> **TASK**
Identify the lines that contain the string "with" and report only how many there are.

[Records from a collection]
+--

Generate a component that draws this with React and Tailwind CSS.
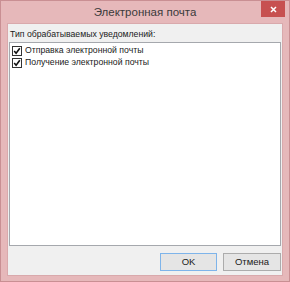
import React from "react";

function Check() {
  return (
    <span className="w-[10px] h-[10px] border border-[#333] bg-white flex items-center justify-center shrink-0">
      <svg width="8" height="8" viewBox="0 0 8 8">
        <path d="M1.2 4 L3.1 6.2 L6.8 1.3" fill="none" stroke="#111" strokeWidth="1.6" />
      </svg>
    </span>
  );
}

export default function App() {
  const items = ["Отправка электронной почты", "Получение электронной почты"];

  return (
    <div
      className="w-[290px] h-[282px] bg-[#e6b8ba] border border-[#c98f93] flex flex-col text-[#1a1a1a]"
      style={{ fontFamily: "'Liberation Sans', Arial, sans-serif" }}
    >
      {/* title bar */}
      <div className="h-[22px] relative flex items-center justify-center">
        <span className="text-[11.5px] text-[#3a3a3a] mt-[1px]">Электронная почта</span>
        <button className="absolute right-[4px] top-0 w-[24px] h-[16px] bg-[#c75050] flex items-center justify-center">
          <svg width="7" height="7" viewBox="0 0 7 7">
            <path d="M1 1 L6 6 M6 1 L1 6" stroke="#fff" strokeWidth="1.5" />
          </svg>
        </button>
      </div>

      {/* client */}
      <div className="flex-1 mx-[6px] mb-[5px] bg-[#f0f0f0] border border-[#d9a9ac] flex flex-col pl-[1px] pr-[1px]">
        <div className="text-[8.7px] mt-[5px] mb-[3px] ml-[1px] leading-[10px]">
          Тип обрабатываемых уведомлений:
        </div>
        <div className="h-[204px] bg-white border border-[#a5a8ad] pt-[3px] pl-[2px] flex flex-col gap-[2px]">
          {items.map((t) => (
            <div key={t} className="flex items-center gap-[3px] h-[10px] text-[8.7px]">
              <Check />
              <span>{t}</span>
            </div>
          ))}
        </div>
        <div className="flex justify-end gap-[6px] mt-[7px]">
          <button className="w-[57px] h-[18px] bg-[#e5e5e5] border border-[#7eb4ea] text-[9.5px]">
            OK
          </button>
          <button className="w-[58px] h-[18px] bg-[#e5e5e5] border border-[#acacac] text-[9.5px]">
            Отмена
          </button>
        </div>
      </div>
    </div>
  );
}
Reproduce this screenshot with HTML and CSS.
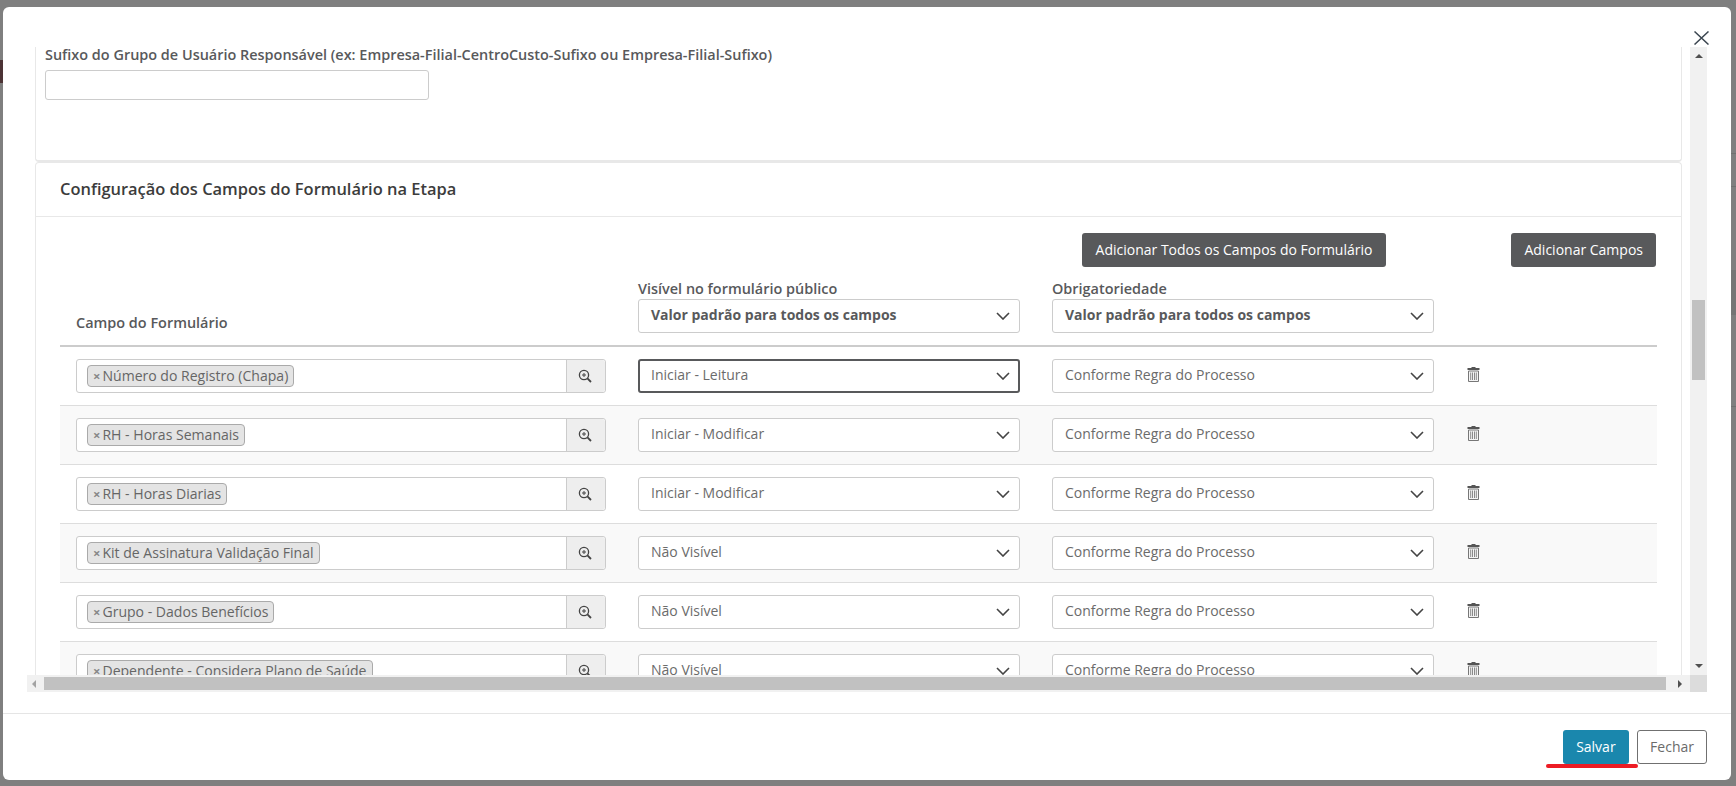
FILE: index.html
```html
<!DOCTYPE html>
<html lang="pt-BR">
<head>
<meta charset="utf-8">
<title>Configuração dos Campos do Formulário na Etapa</title>
<link rel="stylesheet" href="styles.css">
</head>
<body>
<svg class="defs" width="0" height="0" aria-hidden="true">
  <symbol id="chev" viewBox="0 0 14 8"><path d="M1 1l6 6 6-6" fill="none" stroke="currentColor" stroke-width="1.6"/></symbol>
  <symbol id="zoom" viewBox="0 0 14 14"><circle cx="6" cy="6" r="4.6" fill="none" stroke="currentColor" stroke-width="1.3"/><path d="M6 4v4M4 6h4" stroke="currentColor" stroke-width="1"/><path d="M9.4 9.4l3.6 3.6" stroke="currentColor" stroke-width="1.8"/></symbol>
  <symbol id="trash" viewBox="0 0 13 16"><path d="M4.5 1h4v1h4v2H.5V2h4z" fill="#555"/><path d="M1.5 5h10v10.500h-10z" fill="#f4f4f4" stroke="#777"/><path d="M3.700 6.500v7.500M5.500 6.500v7.500M7.500 6.500v7.500M9.300 6.500v7.500" stroke="#8a8a8a"/></symbol>
</svg>

<div class="bg-mark bg-left"></div>
<div class="bg-mark bg-right"></div>
<div class="bg-line bg-l1"></div>
<div class="bg-line bg-l2"></div>
<div class="bg-line bg-l3"></div>

<main class="modal">
  <header class="modal-head">
    <svg class="close" viewBox="0 0 15 14" aria-label="Fechar"><path d="M.5.500l14 13M14.500.500l-14 13" fill="none" stroke="#3b4650" stroke-width="1.500"/></svg>
  </header>

  <div class="scroll-area">
    <div class="viewport">
      <section class="panel panel-top">
        <label class="field-label">Sufixo do Grupo de Usuário Responsável (ex: Empresa-Filial-CentroCusto-Sufixo ou Empresa-Filial-Sufixo)</label>
        <div class="text-input"></div>
      </section>

      <section class="panel panel-fields">
        <h2 class="panel-title">Configuração dos Campos do Formulário na Etapa</h2>
        <div class="panel-body">
          <div class="toolbar">
            <button class="btn btn-dark btn-wide">Adicionar Todos os Campos do Formulário</button>
            <button class="btn btn-dark">Adicionar Campos</button>
          </div>

          <div class="row row-head">
            <div class="head-label head-first">Campo do Formulário</div>
            <div>
              <div class="head-label">Visível no formulário público</div>
              <div class="select select-strong"><span>Valor padrão para todos os campos</span><svg class="chev"><use href="#chev"/></svg></div>
            </div>
            <div>
              <div class="head-label">Obrigatoriedade</div>
              <div class="select select-strong"><span>Valor padrão para todos os campos</span><svg class="chev"><use href="#chev"/></svg></div>
            </div>
            <div></div>
          </div>

          <div class="row">
            <div class="lookup"><div class="lookup-main"><span class="tag"><span class="tag-x">×</span>Número do Registro (Chapa)</span></div><div class="lookup-btn"><svg class="zoom"><use href="#zoom"/></svg></div></div>
            <div class="select select-focus"><span>Iniciar - Leitura</span><svg class="chev"><use href="#chev"/></svg></div>
            <div class="select"><span>Conforme Regra do Processo</span><svg class="chev"><use href="#chev"/></svg></div>
            <svg class="trash"><use href="#trash"/></svg>
          </div>
          <div class="row">
            <div class="lookup"><div class="lookup-main"><span class="tag"><span class="tag-x">×</span>RH - Horas Semanais</span></div><div class="lookup-btn"><svg class="zoom"><use href="#zoom"/></svg></div></div>
            <div class="select"><span>Iniciar - Modificar</span><svg class="chev"><use href="#chev"/></svg></div>
            <div class="select"><span>Conforme Regra do Processo</span><svg class="chev"><use href="#chev"/></svg></div>
            <svg class="trash"><use href="#trash"/></svg>
          </div>
          <div class="row">
            <div class="lookup"><div class="lookup-main"><span class="tag"><span class="tag-x">×</span>RH - Horas Diarias</span></div><div class="lookup-btn"><svg class="zoom"><use href="#zoom"/></svg></div></div>
            <div class="select"><span>Iniciar - Modificar</span><svg class="chev"><use href="#chev"/></svg></div>
            <div class="select"><span>Conforme Regra do Processo</span><svg class="chev"><use href="#chev"/></svg></div>
            <svg class="trash"><use href="#trash"/></svg>
          </div>
          <div class="row">
            <div class="lookup"><div class="lookup-main"><span class="tag"><span class="tag-x">×</span>Kit de Assinatura Validação Final</span></div><div class="lookup-btn"><svg class="zoom"><use href="#zoom"/></svg></div></div>
            <div class="select"><span>Não Visível</span><svg class="chev"><use href="#chev"/></svg></div>
            <div class="select"><span>Conforme Regra do Processo</span><svg class="chev"><use href="#chev"/></svg></div>
            <svg class="trash"><use href="#trash"/></svg>
          </div>
          <div class="row">
            <div class="lookup"><div class="lookup-main"><span class="tag"><span class="tag-x">×</span>Grupo - Dados Benefícios</span></div><div class="lookup-btn"><svg class="zoom"><use href="#zoom"/></svg></div></div>
            <div class="select"><span>Não Visível</span><svg class="chev"><use href="#chev"/></svg></div>
            <div class="select"><span>Conforme Regra do Processo</span><svg class="chev"><use href="#chev"/></svg></div>
            <svg class="trash"><use href="#trash"/></svg>
          </div>
          <div class="row">
            <div class="lookup"><div class="lookup-main"><span class="tag"><span class="tag-x">×</span>Dependente - Considera Plano de Saúde</span></div><div class="lookup-btn"><svg class="zoom"><use href="#zoom"/></svg></div></div>
            <div class="select"><span>Não Visível</span><svg class="chev"><use href="#chev"/></svg></div>
            <div class="select"><span>Conforme Regra do Processo</span><svg class="chev"><use href="#chev"/></svg></div>
            <svg class="trash"><use href="#trash"/></svg>
          </div>
        </div>
      </section>
    </div>

    <div class="vbar">
      <span class="arrow arrow-up"></span>
      <div class="vtrack"><div class="vthumb"></div></div>
      <span class="arrow arrow-down"></span>
    </div>
    <div class="hbar">
      <span class="arrow arrow-left"></span>
      <div class="hthumb"></div>
      <span class="arrow arrow-right"></span>
    </div>
    <div class="corner"></div>
  </div>

  <footer class="modal-foot">
    <button class="btn btn-primary">Salvar</button>
    <button class="btn btn-outline">Fechar</button>
    <div class="annotation"></div>
  </footer>
</main>
</body>
</html>
```

FILE: styles.css
```css
* { box-sizing: border-box; }

html, body {
  margin: 0;
  height: 100%;
}

body {
  background: #7f7f7f;
  overflow: hidden;
  font-family: "Open Sans", "Noto Sans", sans-serif;
  font-size: 14px;
  color: #58595b;
}

.defs { position: absolute; }

.bg-mark { position: absolute; }
.bg-left { left: 0; top: 60px; width: 3px; height: 23px; background: #4c3335; }
.bg-right { right: 0; top: 270px; width: 5px; height: 45px; background: #757575; }
.bg-line { position: absolute; right: 0; width: 5px; height: 1px; background: #707070; }
.bg-l1 { top: 153px; }
.bg-l2 { top: 186px; }
.bg-l3 { top: 406px; }

.modal {
  position: absolute;
  left: 3px;
  top: 7px;
  width: 1728px;
  height: 773px;
  background: #fff;
  border-radius: 6px;
  display: flex;
  flex-direction: column;
}

.modal-head {
  height: 40px;
  flex: none;
  display: flex;
  justify-content: flex-end;
  align-items: flex-start;
  padding: 24px 22px 0 0;
}

.close { width: 15px; height: 14px; display: block; }

.scroll-area {
  flex: 1;
  min-height: 0;
  margin: 0 24px;
  display: grid;
  grid-template-columns: 1fr 17px;
  grid-template-rows: 1fr 17px;
}

.viewport {
  overflow: hidden;
  padding: 0 8px;
  min-height: 0;
}

.panel {
  background: #fff;
  border: 1px solid #e8e8e8;
}

.panel-top {
  border-top: 0;
  border-bottom-width: 2px;
  border-radius: 0 0 4px 4px;
  height: 115px;
  padding: 0 8px 0 9px;
}

.field-label {
  display: block;
  font-weight: 600;
  font-size: 14.45px;
  line-height: 16px;
  margin-bottom: 7px;
  color: #58595b;
  white-space: nowrap;
}

.text-input {
  width: 384px;
  height: 30px;
  border: 1px solid #ccc;
  border-radius: 3px;
  background: #fff;
}

.panel-fields {
  border-radius: 4px 4px 0 0;
  border-bottom: 0;
  border-top-width: 1px;
}

.panel-title {
  margin: 0;
  height: 54px;
  padding-left: 24px;
  font-size: 16.45px;
  font-weight: 600;
  line-height: 52px;
  color: #3c3c3c;
  border-bottom: 1px solid #e8e8e8;
}

.panel-body { padding: 16px 24px 0 24px; }

.toolbar {
  display: flex;
  justify-content: flex-end;
  gap: 125px;
  padding-right: 1px;
}

.btn {
  font-family: inherit;
  font-size: 14px;
  height: 34px;
  padding: 0 12px 2px;
  border-radius: 3px;
  border: 1px solid transparent;
  display: block;
}

.btn-wide { padding-left: 13px; padding-right: 13px; }
.btn-dark { background: #58595b; color: #fff; }
.btn-primary { background: #1a87ad; color: #fff; padding-left: 12.500px; padding-right: 12.500px; }
.btn-outline { background: #fff; color: #6b6b6b; border-color: #707070; }

.row {
  display: grid;
  grid-template-columns: 530px 382px 382px 1fr;
  column-gap: 32px;
  padding: 12px 16px;
  border-bottom: 1px solid #ddd;
  align-items: center;
}

.row:nth-child(even) { background: #f9f9f9; }

.row-head.row-head {
  align-items: end;
  padding-top: 13px;
  padding-bottom: 12px;
  border-bottom: 2px solid #ccc;
  background: #fff;
}

.head-label {
  font-weight: 600;
  font-size: 14.45px;
  line-height: 18px;
  margin-bottom: 1px;
  color: #58595b;
  white-space: nowrap;
}

.select {
  height: 34px;
  border: 1px solid #ccc;
  border-radius: 3px;
  background: #fff;
  display: flex;
  align-items: center;
  justify-content: space-between;
  padding: 0 9px 0 12px;
  font-size: 14px;
  color: #6b6b6b;
}

.select span { margin-bottom: 3px; }

.select-strong { font-weight: 700; color: #58595b; }
.select-focus { border: 2px solid #58595b; padding-left: 11px; padding-right: 8px; }

.chev { width: 14px; height: 8px; color: #444; flex: none; }

.lookup {
  display: flex;
  height: 34px;
  border: 1px solid #ccc;
  border-radius: 3px;
  background: #fff;
}

.lookup-main {
  flex: 1;
  padding: 5px 0 0 10px;
  overflow: hidden;
}

.lookup-btn {
  width: 39px;
  flex: none;
  background: #eee;
  border-left: 1px solid #ccc;
  display: flex;
  align-items: center;
  justify-content: center;
  padding-right: 2px;
  border-radius: 0 3px 3px 0;
}

.zoom { width: 14px; height: 14px; color: #444; display: block; }

.tag {
  display: inline-block;
  height: 22px;
  line-height: 19px;
  border: 1px solid #aaa;
  border-radius: 4px;
  background: #e4e4e4;
  font-size: 14.05px;
  color: #666;
  padding: 0 5px;
  white-space: nowrap;
}

.tag-x { color: #888; font-weight: 700; font-size: 13px; margin-right: 2px; }

.trash {
  width: 13px;
  height: 16px;
  display: block;
  align-self: start;
  margin: 7px 0 0 1px;
}

.vbar {
  background: #f1f1f1;
  display: flex;
  flex-direction: column;
  align-items: center;
  padding-top: 7px;
}

.vtrack { flex: 1; width: 100%; padding: 0 2px; }
.vthumb { width: 13px; height: 80px; margin-top: 242px; background: #c1c1c1; }

.hbar {
  background: #f1f1f1;
  display: flex;
  align-items: center;
  padding-left: 5px;
}

.hthumb {
  width: 1622px;
  height: 13px;
  margin: 0 12px 0 8px;
  background: #c1c1c1;
}

.corner { background: #dcdcdc; }

.arrow { display: block; width: 0; height: 0; border-style: solid; border-color: transparent; flex: none; }
.arrow-up { border-width: 0 4px 4px; border-bottom-color: #505050; }
.arrow-down { border-width: 4px 4px 0; border-top-color: #505050; margin-bottom: 7px; }
.arrow-left { border-width: 4px 4px 4px 0; border-right-color: #a3a3a3; }
.arrow-right { border-width: 4px 0 4px 4px; border-left-color: #505050; }

.modal-foot {
  position: relative;
  flex: none;
  margin-top: 21px;
  border-top: 1px solid #e5e5e5;
  padding: 16px 24px;
  display: flex;
  justify-content: flex-end;
  gap: 8px;
}

.annotation {
  position: absolute;
  left: 1543px;
  top: 50px;
  width: 92px;
  height: 4px;
  border-radius: 2px;
  background: #ed1c24;
}
```
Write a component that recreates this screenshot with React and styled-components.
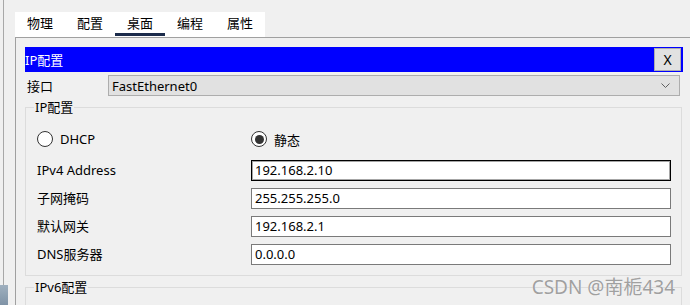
import React from "react";
import styled, { createGlobalStyle } from "styled-components";

const tabs = ["物理", "配置", "桌面", "编程", "属性"];

const fields = [
  { label: "IPv4 Address", value: "192.168.2.10", focused: true },
  { label: "子网掩码", value: "255.255.255.0" },
  { label: "默认网关", value: "192.168.2.1" },
  { label: "DNS服务器", value: "0.0.0.0" },
];

const GlobalStyle = createGlobalStyle`
  html, body {
    margin: 0;
    padding: 0;
    background: #f0f0f0;
    overflow: hidden;
  }
  body {
    font-family: "Noto Sans", "Noto Sans CJK SC", sans-serif;
    font-size: 13px;
    color: #000;
  }
`;

const Screen = styled.div`
  position: relative;
  display: flex;
  width: 690px;
  height: 305px;
  overflow: hidden;
`;

const Edge = styled.div`
  width: 15px;
  flex-shrink: 0;
  display: flex;
  flex-direction: column;
`;

const EdgeLine = styled.div`
  flex: 1;
  width: 1px;
  margin-left: 3px;
  background: #a8a8a8;
`;

const EdgeDesk = styled.div`
  height: 20px;
  width: 8px;
  background: linear-gradient(#9fb0bf, #7f93a6);
`;

const Main = styled.div`
  flex: 1;
  display: flex;
  flex-direction: column;
`;

const TabBar = styled.div`
  display: flex;
  margin-top: 12px;
  width: 250px;
  height: 25px;
  padding-bottom: 1px;
  box-sizing: border-box;
  background: #fff;
`;

const Tab = styled.div`
  width: 50px;
  height: 24px;
  box-sizing: border-box;
  line-height: 21px;
  text-align: center;
  font-family: "Noto Sans CJK SC", sans-serif;
  font-size: 13px;
  border-bottom: 3px solid ${(p) => (p.$active ? "#1b2b4b" : "transparent")};
`;

const Panel = styled.div`
  flex: 1;
  border-top: 1px solid #a0a0a0;
  border-left: 1px solid #a0a0a0;
  padding: 9px 0 0 9px;
`;

const TitleBar = styled.div`
  display: flex;
  align-items: center;
  justify-content: space-between;
  width: 658px;
  height: 25px;
  background: #0000ff;
  color: #fff;
  font-family: "Noto Sans", "Noto Sans CJK SC", sans-serif;
`;

const CloseButton = styled.div`
  width: 27px;
  height: 23px;
  box-sizing: border-box;
  margin-right: 2px;
  border: 1px solid #adadad;
  background: #e1e1e1;
  color: #000;
  font-size: 14px;
  display: flex;
  align-items: center;
  justify-content: center;
`;

const InterfaceRow = styled.div`
  display: flex;
  align-items: center;
  height: 21px;
  margin-top: 3px;
`;

const RowLabel = styled.div`
  width: 83px;
  padding-left: 2px;
  box-sizing: border-box;
`;

const Select = styled.div`
  width: 572px;
  height: 21px;
  box-sizing: border-box;
  border: 1px solid #adadad;
  background: #e1e1e1;
  padding: 0 9px 0 3px;
  display: flex;
  align-items: center;
  justify-content: space-between;
`;

const Group = styled.fieldset`
  margin: 3px 0 0 0;
  width: 657px;
  box-sizing: border-box;
  border: 1px solid #dcdcdc;
  padding: 15px 10px ${(p) => (p.$open ? "40px" : "10px")} 11px;
`;

const Legend = styled.legend`
  padding: 0 1px;
  margin-left: -3px;
  line-height: 16px;
`;

const Grid = styled.div`
  display: grid;
  grid-template-columns: 214px 420px;
  row-gap: 7px;
  align-items: center;
`;

const RadioOption = styled.div`
  display: flex;
  align-items: center;
  gap: 7px;
  height: 18px;
  margin-bottom: 5px;
`;

const RadioDot = styled.span`
  width: 16px;
  height: 16px;
  box-sizing: border-box;
  border-radius: 50%;
  border: 1px solid #333;
  background: #fff;
  display: flex;
  align-items: center;
  justify-content: center;
  &::after {
    content: "";
    width: 9px;
    height: 9px;
    border-radius: 50%;
    background: ${(p) => (p.$checked ? "#333" : "transparent")};
  }
`;

const FieldLabel = styled.div`
  line-height: 21px;
`;

const Input = styled.div`
  height: 21px;
  box-sizing: border-box;
  border: 1px solid ${(p) => (p.$focused ? "#000" : "#7a7a7a")};
  box-shadow: ${(p) => (p.$focused ? "inset 0 0 0 1px rgba(0,0,0,0.35)" : "none")};
  background: #fff;
  padding-left: 3px;
  line-height: 19px;
`;

const Watermark = styled.div`
  position: absolute;
  right: 15px;
  bottom: 5px;
  font-family: "Noto Sans", "Noto Sans CJK SC", sans-serif;
  font-size: 19px;
  color: #a0a0a0;
  text-shadow: 0 0 1px #fff;
`;

function Chevron() {
  return (
    <svg width="9" height="5" viewBox="0 0 9 5">
      <path d="M0.5 0.5 L4.5 4.5 L8.5 0.5" fill="none" stroke="#606060" strokeWidth="1" />
    </svg>
  );
}

export default function App() {
  return (
    <Screen>
      <GlobalStyle />
      <Edge>
        <EdgeLine />
        <EdgeDesk />
      </Edge>
      <Main>
        <TabBar>
          {tabs.map((t, i) => (
            <Tab key={t} $active={i === 2}>{t}</Tab>
          ))}
        </TabBar>
        <Panel>
          <TitleBar>
            <span>IP配置</span>
            <CloseButton>X</CloseButton>
          </TitleBar>
          <InterfaceRow>
            <RowLabel>接口</RowLabel>
            <Select>
              <span>FastEthernet0</span>
              <Chevron />
            </Select>
          </InterfaceRow>
          <Group>
            <Legend>IP配置</Legend>
            <Grid>
              <RadioOption>
                <RadioDot />
                <span>DHCP</span>
              </RadioOption>
              <RadioOption>
                <RadioDot $checked />
                <span>静态</span>
              </RadioOption>
              {fields.map((f) => (
                <React.Fragment key={f.label}>
                  <FieldLabel>{f.label}</FieldLabel>
                  <Input $focused={f.focused}>{f.value}</Input>
                </React.Fragment>
              ))}
            </Grid>
          </Group>
          <Group $open>
            <Legend>IPv6配置</Legend>
          </Group>
        </Panel>
      </Main>
      <Watermark>CSDN @南栀434</Watermark>
    </Screen>
  );
}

+--

> **REPLY TO THE EXERCISE**
3